New Delhi: An offer by the Indian government to hand control of the country's
largest carmaker Maruti Udyog Ltd. to joint venture partner Suzuki Motor Corp will
boost the company's competitive muscle, analysts said on May 15.
Japan's Suzuki would boost its stake from 50 per cent to 54.2 per cent by taking up
a new share issue, the government said on May 14.
The government will reduce its 50 per cent equity to 25 per cent by March 2003 and
the rest would be divested in 2004, Disinvestment Minister Arun Shourie said.
While some of the government's shares will go to retail investors, the rest would be
available for Suzuki to buy if it wanted.

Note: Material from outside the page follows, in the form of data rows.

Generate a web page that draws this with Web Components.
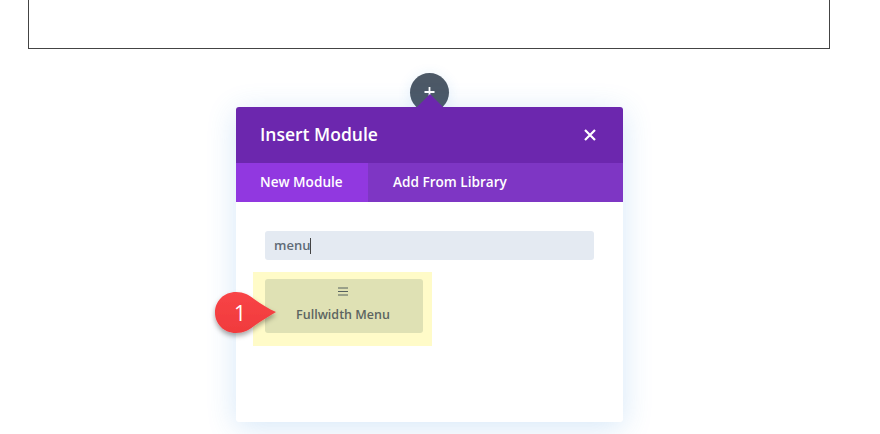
<!DOCTYPE html>
<html>
<head>
<meta charset="utf-8">
<style>
  html, body { margin: 0; background: #fff; }
  body { width: 880px; height: 434px; overflow: hidden; font-family: "Open Sans", "Liberation Sans", sans-serif; }
</style>
</head>
<body>
<builder-page>
  <insert-module title="Insert Module">
    <module-tabs active="New Module" other="Add From Library" slot="tabs"></module-tabs>
    <module-search value="menu"></module-search>
    <module-tile label="Fullwidth Menu"></module-tile>
  </insert-module>
</builder-page>

<script>
class BuilderPage extends HTMLElement {
  constructor() {
    super()
    this.attachShadow({ mode: "open" })
    this.shadowRoot.innerHTML = `
      <style>
        :host { display: block; width: 880px; height: 434px; overflow: hidden; }
        .frame {
          box-sizing: border-box;
          height: 49px;
          width: 802px;
          margin-left: 28px;
          border: 1px solid #444;
          border-top: none;
        }
        .stage {
          display: flex;
          flex-direction: column;
          align-items: center;
          width: 387px;
          margin: 24px 0 0 236px;
        }
        .add {
          width: 39px;
          height: 39px;
          margin-bottom: -5px;
          border-radius: 50%;
          background: #4c5866;
          display: flex;
          justify-content: center;
          box-shadow: 0 2px 14px rgba(43, 135, 218, .12);
        }
        .add svg { display: block; }
      </style>
      <div class="frame"></div>
      <div class="stage">
        <div class="add">
          <svg width="39" height="39" viewBox="0 0 39 39"><path d="M19.5 14v9M14.500 19h10" stroke="#fff" stroke-width="1.800" fill="none"/></svg>
        </div>
        <slot></slot>
      </div>
    `
  }
}

class InsertModule extends HTMLElement {
  constructor() {
    super()
    this.attachShadow({ mode: "open" })
    this.shadowRoot.innerHTML = `
      <style>
        :host {
          display: block;
          position: relative;
          box-sizing: border-box;
          width: 387px;
          height: 315px;
          border-radius: 3px;
          background: #fff;
          box-shadow: 0 5px 30px rgba(43, 135, 218, .2);
        }
        .arrow {
          position: absolute;
          left: 180px;
          top: -13px;
          width: 0;
          height: 0;
          border-left: 14px solid transparent;
          border-right: 14px solid transparent;
          border-bottom: 14px solid #6c27ae;
        }
        header {
          height: 56px;
          box-sizing: border-box;
          padding: 0 26px 2px 24px;
          display: flex;
          align-items: center;
          justify-content: space-between;
          background: #6c27ae;
          border-radius: 3px 3px 0 0;
          color: #fff;
        }
        h1 { margin: 0; font: 600 17.5px/24px "Open Sans", sans-serif; color: #fff; }
        .close { display: block; margin-top: 2px; }
        .body { padding: 29px 29px 0; }
      </style>
      <div class="arrow"></div>
      <header>
        <h1>${this.getAttribute("title")}</h1>
        <svg class="close" width="14" height="14" viewBox="0 0 14 14"><path d="M2 2l10 10M12 2L2 12" stroke="#fff" stroke-width="2.200" fill="none"/></svg>
      </header>
      <slot name="tabs"></slot>
      <div class="body"><slot></slot></div>
    `
  }
}

class ModuleTabs extends HTMLElement {
  constructor() {
    super()
    this.attachShadow({ mode: "open" })
    this.shadowRoot.innerHTML = `
      <style>
        :host {
          display: flex;
          height: 39px;
          background: #7e36c4;
          color: #fff;
          font: 600 13.6px/38px "Open Sans", sans-serif;
          white-space: nowrap;
        }
        .tab { padding: 0 25px; }
        .on { width: 132px; box-sizing: border-box; padding: 0 0 0 24px; background: #9138e0; }
      </style>
      <div class="tab on">${this.getAttribute("active")}</div>
      <div class="tab">${this.getAttribute("other")}</div>
    `
  }
}

class ModuleSearch extends HTMLElement {
  constructor() {
    super()
    this.attachShadow({ mode: "open" })
    this.shadowRoot.innerHTML = `
      <style>
        :host {
          display: flex;
          align-items: center;
          box-sizing: border-box;
          width: 329px;
          height: 29px;
          padding: 0 9px;
          border-radius: 3px;
          background: #e4eaf2;
          color: #5f6a77;
          font: 600 13px/29px "Open Sans", sans-serif;
        }
        .caret { width: 1px; height: 16px; background: #444; }
      </style>
      <span>${this.getAttribute("value")}</span><span class="caret"></span>
    `
  }
}

class ModuleTile extends HTMLElement {
  constructor() {
    super()
    this.attachShadow({ mode: "open" })
    this.shadowRoot.innerHTML = `
      <style>
        :host {
          display: block;
          position: relative;
          box-sizing: border-box;
          width: 179px;
          height: 74px;
          margin: 12px 0 0 -12px;
          padding: 7px 9px 13px 12px;
          background: #fffbc8;
        }
        .tile {
          box-sizing: border-box;
          height: 54px;
          padding-right: 2px;
          border-radius: 3px;
          background: #dfe1b4;
          color: #5c6561;
          display: flex;
          flex-direction: column;
          align-items: center;
          font: 600 12.5px/18px "Open Sans", sans-serif;
        }
        .tile svg { display: block; margin: 8px 0 10px; }
        .pin-wrap { position: absolute; left: -38px; top: 20px; width: 62px; height: 43px; }
        .num {
          position: absolute;
          left: 0;
          top: 0;
          width: 50px;
          text-align: center;
          color: #fff;
          font: 400 21px/42px "Open Sans", sans-serif;
        }
      </style>
      <div class="tile">
        <svg width="10" height="9" viewBox="0 0 10 9"><path d="M0 1h10M0 4.500h10M0 8h10" stroke="#55605f" stroke-width="1" fill="none"/></svg>
        <span>${this.getAttribute("label")}</span>
      </div>
      <div class="pin-wrap">
        <svg width="62" height="43" viewBox="0 0 62 43" style="overflow:visible;display:block">
          <defs>
            <linearGradient id="g" x1="0" y1="0" x2="0" y2="1"><stop offset="0" stop-color="#f84446"/><stop offset="1" stop-color="#f03a3d"/></linearGradient>
            <filter id="s" x="-30%" y="-30%" width="160%" height="170%"><feDropShadow dx="0" dy="3" stdDeviation="2.500" flood-color="#000" flood-opacity=".35"/></filter>
          </defs>
          <path d="M21 0C29 0 34 3 39 7C46 12 54 17 61 20C54 24 46 29 39 34C34 38 29 41 21 41C9 41 0 32 0 20.500C0 9 9 0 21 0Z" fill="url(#g)" filter="url(#s)"/>
        </svg>
        <span class="num">1</span>
      </div>
    `
  }
}

customElements.define("builder-page", BuilderPage)
customElements.define("insert-module", InsertModule)
customElements.define("module-tabs", ModuleTabs)
customElements.define("module-search", ModuleSearch)
customElements.define("module-tile", ModuleTile)
</script>
</body>
</html>
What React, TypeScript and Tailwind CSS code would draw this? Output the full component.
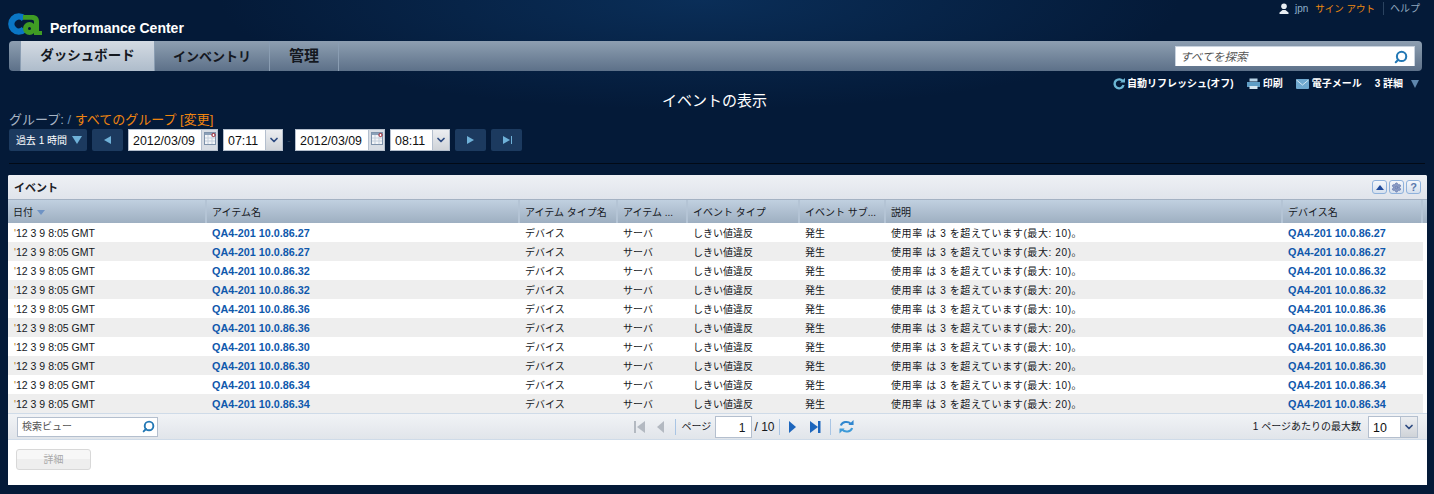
import React from "react";
import { ChevronDown, Search, Settings } from "lucide-react";

const font = "font-['Liberation_Sans','Noto_Sans_CJK_JP',sans-serif]";

const columns = [
  { label: "日付", width: "w-[199px]" },
  { label: "アイテム名", width: "w-[313px]" },
  { label: "アイテム タイプ名", width: "w-[98px]" },
  { label: "アイテム ...", width: "w-[70px]" },
  { label: "イベント タイプ", width: "w-[112px]" },
  { label: "イベント サブ...", width: "w-[86px]" },
  { label: "説明", width: "w-[397px]" },
  { label: "デバイス名", width: "w-[140px]" },
];

const rows = [27, 27, 32, 32, 36, 36, 30, 30, 34, 34].map((ip, i) => ({
  device: `QA4-201 10.0.86.${ip}`,
  max: i % 2 === 0 ? 10 : 20,
}));

function CaLogo() {
  return (
    <svg width="34" height="22" viewBox="0 0 34 22" className="shrink-0">
      <path d="M16 5.500A7.500 7.500 0 1 0 16 16.500" fill="none" stroke="#0a76c4" strokeWidth="6.500" />
      <circle cx="21.500" cy="15.500" r="4" fill="none" stroke="#3f9c24" strokeWidth="5" />
      <path d="M15 2h9c5 0 7 2.500 7 6.500V18h3v4h-8V9c0-1.500-.7-2.200-2.500-2.200H15z" fill="#3f9c24" />
    </svg>
  );
}

function NavTab({ label, active, width, size }: { label: string; active?: boolean; width: string; size: string }) {
  return (
    <div
      className={`${width} ${size} flex h-full items-center justify-center border-r border-[#8a9db2] pt-[1px] font-bold text-[#14181f] ${
        active
          ? "bg-gradient-to-b from-[#d4dbe3] to-[#aebccb]"
          : "bg-gradient-to-b from-[#8e9fb1] to-[#5d7189]"
      }`}
    >
      {label}
    </div>
  );
}

function ToolLink({ icon, label }: { icon: React.ReactNode; label: string }) {
  return (
    <span className="flex items-center gap-[2px] text-[10px] font-bold text-white">
      {icon}
      {label}
    </span>
  );
}

function StepButton({ dir, end }: { dir: "left" | "right"; end?: boolean }) {
  return (
    <div className="flex h-[22px] w-[31px] items-center justify-center rounded-[2px] bg-[#1c3a5f]">
      <svg width="12" height="12" viewBox="0 0 12 12">
        {dir === "left" ? (
          <path d="M9 2v8L2 6z" fill="#6fb1d8" />
        ) : (
          <path d="M2 2v8l7-4z" fill="#6fb1d8" />
        )}
        {end && <rect x="10" y="2" width="1" height="8" fill="#6fb1d8" />}
      </svg>
    </div>
  );
}

function CalendarIcon() {
  return (
    <svg width="12" height="13" viewBox="0 0 12 13">
      <rect x="0.5" y="0.5" width="11" height="12" fill="#f3f5f8" stroke="#7f93ab" />
      <rect x="1" y="1" width="10" height="2" fill="#8ba0b8" />
      <path d="M1 6h10M1 9h10M4 3v9M8 3v9" stroke="#c4cfdc" />
      <circle cx="9.5" cy="3" r="1.6" fill="#fff" stroke="#a01c28" />
    </svg>
  );
}

function DateInput() {
  return (
    <div className="flex h-[22px] w-[90px] border border-[#b4bfce] bg-white">
      <span className="flex-1 pl-[4px] text-[12.4px] leading-[22px] text-[#101010]">2012/03/09</span>
      <span className="flex w-[16px] justify-center border-l border-[#b4bfce] bg-[#d8dde4] pt-[2px]">
        <CalendarIcon />
      </span>
    </div>
  );
}

function DropBox({ value, outer }: { value: string; outer: string }) {
  return (
    <div className={`${outer} flex h-[22px] border border-[#b4bfce] bg-white`}>
      <span className="flex-1 pl-[4px] text-[12.4px] leading-[22px] text-[#101010]">{value}</span>
      <span className="flex w-[17px] items-center justify-center border-l border-[#b4bfce] bg-gradient-to-b from-[#eceef1] to-[#cfd3d8]">
        <ChevronDown size={12} strokeWidth={3.5} className="text-[#2c4a80]" />
      </span>
    </div>
  );
}

function PanelButton({ children }: { children: React.ReactNode }) {
  return (
    <span className="flex h-[14px] w-[15px] items-center justify-center rounded-[3px] border border-[#8fb2dc] bg-gradient-to-b from-[#f4f7fb] to-[#d5e0ee]">
      {children}
    </span>
  );
}

function Pager() {
  return (
    <div className="flex items-center text-[10px] text-[#15181d]">
      <svg width="34" height="14" viewBox="0 0 34 14" className="mr-[7px]">
        <rect x="0" y="1" width="2" height="12" fill="#b3b9c1" />
        <path d="M11 1v12L3 7z" fill="#b3b9c1" />
        <path d="M30 1v12l-7-6z" fill="#b3b9c1" />
      </svg>
      <span className="h-[16px] w-px bg-[#a9c5e4]" />
      <span className="ml-[6px] mr-[4px] w-[29px] whitespace-nowrap">ページ</span>
      <span className="h-[22px] w-[37px] border border-[#b4bfce] bg-white pr-[5px] text-right text-[12px] leading-[22px]">
        1
      </span>
      <span className="ml-[3px] mr-[4px] w-[20px] whitespace-nowrap text-[12px]">/ 10</span>
      <span className="h-[16px] w-px bg-[#a9c5e4]" />
      <svg width="40" height="14" viewBox="0 0 40 14" className="mx-[5px]">
        <path d="M4 1v12l7-6z" fill="#1d66bd" />
        <path d="M25 1v12l8-6z" fill="#1d66bd" />
        <rect x="33" y="1" width="2.500" height="12" fill="#1d66bd" />
      </svg>
      <span className="h-[16px] w-px bg-[#a9c5e4]" />
      <svg width="15" height="15" viewBox="0 0 16 16" className="ml-[8px]" fill="none">
        <path d="M2 7a6 5 0 0 1 10.500-2" stroke="#2f86cf" strokeWidth="2.200" />
        <path d="M10 6.500h5.500V1z" fill="#2f86cf" />
        <path d="M14 9.500a6 5 0 0 1-10.500 2" stroke="#3d9ad8" strokeWidth="2.200" />
        <path d="M6 10H.5v5.500z" fill="#3d9ad8" />
      </svg>
    </div>
  );
}

export default function App() {
  return (
    <div
      className={`${font} h-[494px] w-[1434px] overflow-hidden bg-[#041a38] bg-[radial-gradient(ellipse_480px_110px_at_700px_0px,#0a2e58,#041a38)] text-[#15181d]`}
    >
      {/* Header */}
      <header className="relative h-[41px]">
        <div className="flex items-end gap-[8px] pl-[8px] pt-[13px]">
          <CaLogo />
          <span className="text-[14px] leading-[14px] font-bold text-white">Performance Center</span>
        </div>
        <div className="absolute right-[14px] top-[2px] flex items-center text-[10px] leading-[13px]">
          <svg width="12" height="12" viewBox="0 0 12 12" className="mr-[5px]">
            <circle cx="6" cy="3.200" r="2.800" fill="#e8edf2" />
            <path d="M1.500 11V9.500L4.500 7h3l3 2.500V11z" fill="#e8edf2" />
          </svg>
          <span className="mr-[7px] text-[#8fb0cc]">jpn</span>
          <span className="mr-[8px] text-[9.5px] text-[#f08a10]">サイン アウト</span>
          <span className="border-l border-[#2b4360] pl-[6px] text-[#8fa6bd]">ヘルプ</span>
        </div>
      </header>

      {/* Main nav */}
      <nav className="mx-[9px] flex h-[30px] w-[1413px] items-center overflow-hidden rounded-[4px] bg-gradient-to-b from-[#8e9fb1] to-[#5d7189]">
        <span className="h-full w-[12px] border-r border-[#8a9db2]" />
        <NavTab label="ダッシュボード" width="w-[134px]" size="text-[13.500px]" active />
        <NavTab label="インベントリ" width="w-[115px]" size="text-[13px]" />
        <NavTab label="管理" width="w-[69px]" size="text-[15px]" />
        <div className="ml-auto mr-[7px] flex h-[20px] w-[240px] items-center justify-between border border-[#c9d3df] border-b-0 bg-white pl-[4px] pr-[6px]">
          <span className="pt-[2px] text-[11.500px] italic text-[#555]">すべてを探索</span>
          <Search size={14} strokeWidth={3.500} className="-scale-x-100 text-[#2378b5]" />
        </div>
      </nav>

      {/* Page tools */}
      <div className="flex h-[21px] items-center justify-end gap-[13px] pr-[15px] pt-[4px]">
        <ToolLink
          icon={
            <svg width="12" height="12" viewBox="0 0 12 12" fill="none">
              <path d="M10 3.500a4.500 4.500 0 1 0 .5 3.500" stroke="#6cb6d4" strokeWidth="2.400" />
              <path d="M7 4.500h5V0z" fill="#6cb6d4" />
            </svg>
          }
          label="自動リフレッシュ(オフ)"
        />
        <ToolLink
          icon={
            <svg width="13" height="12" viewBox="0 0 13 12" className="mr-[1px]">
              <rect x="2.500" y="0.500" width="8" height="3" fill="#b7d3e6" />
              <rect x="0" y="4" width="13" height="5" fill="#5f9dc5" />
              <rect x="2.500" y="8" width="8" height="3" fill="#d6e6f0" />
            </svg>
          }
          label="印刷"
        />
        <ToolLink
          icon={
            <svg width="13" height="10" viewBox="0 0 13 10" className="mr-[1px]">
              <rect width="13" height="10" rx="1" fill="#6fa8cf" />
              <path d="M0.500 1l6 5 6-5" fill="none" stroke="#d3e6f2" />
            </svg>
          }
          label="電子メール"
        />
        <span className="flex items-center gap-[3px] text-[10px] font-bold text-white">
          3 詳細
          <svg width="8" height="8" viewBox="0 0 10 8" className="ml-[5px]" preserveAspectRatio="none">
            <path d="M0 0h10L5 8z" fill="#5f87ad" />
          </svg>
        </span>
      </div>

      <h1 className="h-[18px] pr-[5px] text-center text-[15px] leading-[18px] font-normal text-white">イベントの表示</h1>

      <div className="mt-[2px] h-[15px] pl-[9px] text-[13px] leading-[15px] text-[#a7b4c4]">
        グループ: <span className="text-[#6d93b8]">/</span>{" "}
        <span className="text-[#ee8410]">すべてのグループ [変更]</span>
      </div>

      {/* Time range */}
      <div className="mt-[2px] flex h-[22px] items-center pl-[9px]">
        <div className="mr-[5px] flex h-[22px] w-[78px] items-center justify-end gap-[5px] rounded-[2px] bg-[#1c3a5f] pr-[5px] text-[10px] text-white">
          過去 1 時間
          <svg width="10" height="8" viewBox="0 0 10 8">
            <path d="M0 0h10L5 8z" fill="#6fb1d8" />
          </svg>
        </div>
        <StepButton dir="left" />
        <span className="w-[5px]" />
        <DateInput />
        <span className="w-[5px]" />
        <DropBox value="07:11" outer="w-[60px]" />
        <span className="flex w-[12px] justify-center text-[10px] text-[#2b3f57]">-</span>
        <DateInput />
        <span className="w-[5px]" />
        <DropBox value="08:11" outer="w-[60px]" />
        <span className="w-[5px]" />
        <StepButton dir="right" />
        <span className="w-[5px]" />
        <StepButton dir="right" end />
      </div>

      <div className="mx-[9px] mt-[12px] h-px bg-[#020a16]" />

      {/* Events panel */}
      <section className="ml-[8px] mt-[11px] h-[310px] w-[1419px] overflow-hidden rounded-t-[2px] bg-white">
        <div className="flex h-[25px] items-center justify-between border-b border-[#a4b2c3] bg-gradient-to-b from-[#eef0f5] to-[#e0e4eb] pl-[6px] pr-[6px]">
          <span className="pt-[2px] text-[11px] font-bold text-[#1c2026]">イベント</span>
          <span className="flex gap-[2px]">
            <PanelButton>
              <svg width="8" height="5" viewBox="0 0 8 5">
                <path d="M0 5h8L4 0z" fill="#1f4a9c" />
              </svg>
            </PanelButton>
            <PanelButton>
              <Settings size={11} fill="#8d9dc4" strokeWidth={2} className="text-[#6d82b5]" />
            </PanelButton>
            <PanelButton>
              <span className="text-[11px] leading-none font-bold text-[#5a78ac]">?</span>
            </PanelButton>
          </span>
        </div>

        <div className="flex h-[23px] bg-gradient-to-b from-[#c0d0e0] to-[#9eafc1] text-[10px] text-[#15181d]">
          {columns.map((col, i) => (
            <div
              key={col.label}
              className={`${col.width} flex h-full items-center gap-[4px] border-r-2 border-[#b4c4d5] pl-[5px] pt-[1px]`}
            >
              {col.label}
              {i === 0 && (
                <svg width="8" height="5" viewBox="0 0 8 5">
                  <path d="M0 0h8L4 5z" fill="#6f93c4" />
                </svg>
              )}
            </div>
          ))}
        </div>

        {rows.map((row, i) => (
          <div
            key={i}
            className={`flex h-[19px] w-[1415px] items-center pt-[1px] text-[10px] text-[#15181d] ${
              i % 2 === 1 ? "bg-[#eeeeee]" : "bg-white"
            }`}
          >
            <div className="w-[199px] pl-[6px] pt-[1px] text-[10.500px]">
              <span className="text-[#b8791e]">'</span>12 3 9 8:05 GMT
            </div>
            <div className="w-[313px] pl-[5px] text-[10.800px] font-bold text-[#0f58ac]">{row.device}</div>
            <div className="w-[98px] pl-[5px]">デバイス</div>
            <div className="w-[70px] pl-[5px]">サーバ</div>
            <div className="w-[112px] pl-[5px]">しきい値違反</div>
            <div className="w-[86px] pl-[5px]">発生</div>
            <div className="w-[397px] pl-[5px] tracking-[0.6px]">使用率 は 3 を超えています(最大: {row.max})。</div>
            <div className="w-[140px] pl-[5px] text-[10.800px] font-bold text-[#0f58ac]">{row.device}</div>
          </div>
        ))}

        {/* Footer */}
        <div className="grid h-[27px] grid-cols-3 items-center border-y border-[#cfdbe8] bg-gradient-to-b from-[#f1f3f6] to-[#e1e5ea]">
          <div className="ml-[9px] flex h-[20px] w-[141px] items-center justify-between border border-[#b4bfce] bg-white pl-[4px] pr-[2px] text-[10px] text-[#555]">
            検索ビュー
            <Search size={13} strokeWidth={3.500} className="-scale-x-100 text-[#2378b5]" />
          </div>
          <div className="flex justify-center pl-[52px]">
            <Pager />
          </div>
          <div className="flex items-center justify-end gap-[7px] pr-[9px] text-[10px]">
            1 ページあたりの最大数
            <DropBox value="10" outer="w-[50px]" />
          </div>
        </div>

        <div className="flex h-[45px] items-start pl-[8px] pt-[9px]">
          <button className="h-[21px] w-[75px] rounded-[3px] border border-[#d8d8d8] bg-[linear-gradient(#f7f7f7_50%,#eeeeee_50%)] text-[10px] text-[#a8a8a8]">
            詳細
          </button>
        </div>
      </section>
    </div>
  );
}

Maruti's market share has fallen from over 90 per cent in the early 1990s to below
60 per cent in 2001 with the entry of several global firms in India such as Ford,
Fiat, Hyundai and Toyota.
The company returned to profit this financial year due to higher sales and cost-
cutting measures.
Analysts said the profitability of the company was bound to increase with Suzuki
getting a freer hand to cut costs.
"Once the control goes in the hands of Suzuki, the company will be free from time-
consuming small issues. They can decide aggressively on the introduction of new
models," one automobile analyst said.
"Suzuki will be able to bring in many Japanese management practices, some of which
are already being followed in Maruti. However, the legacy of government ownership in
the firm will mean a slow changeover," he added.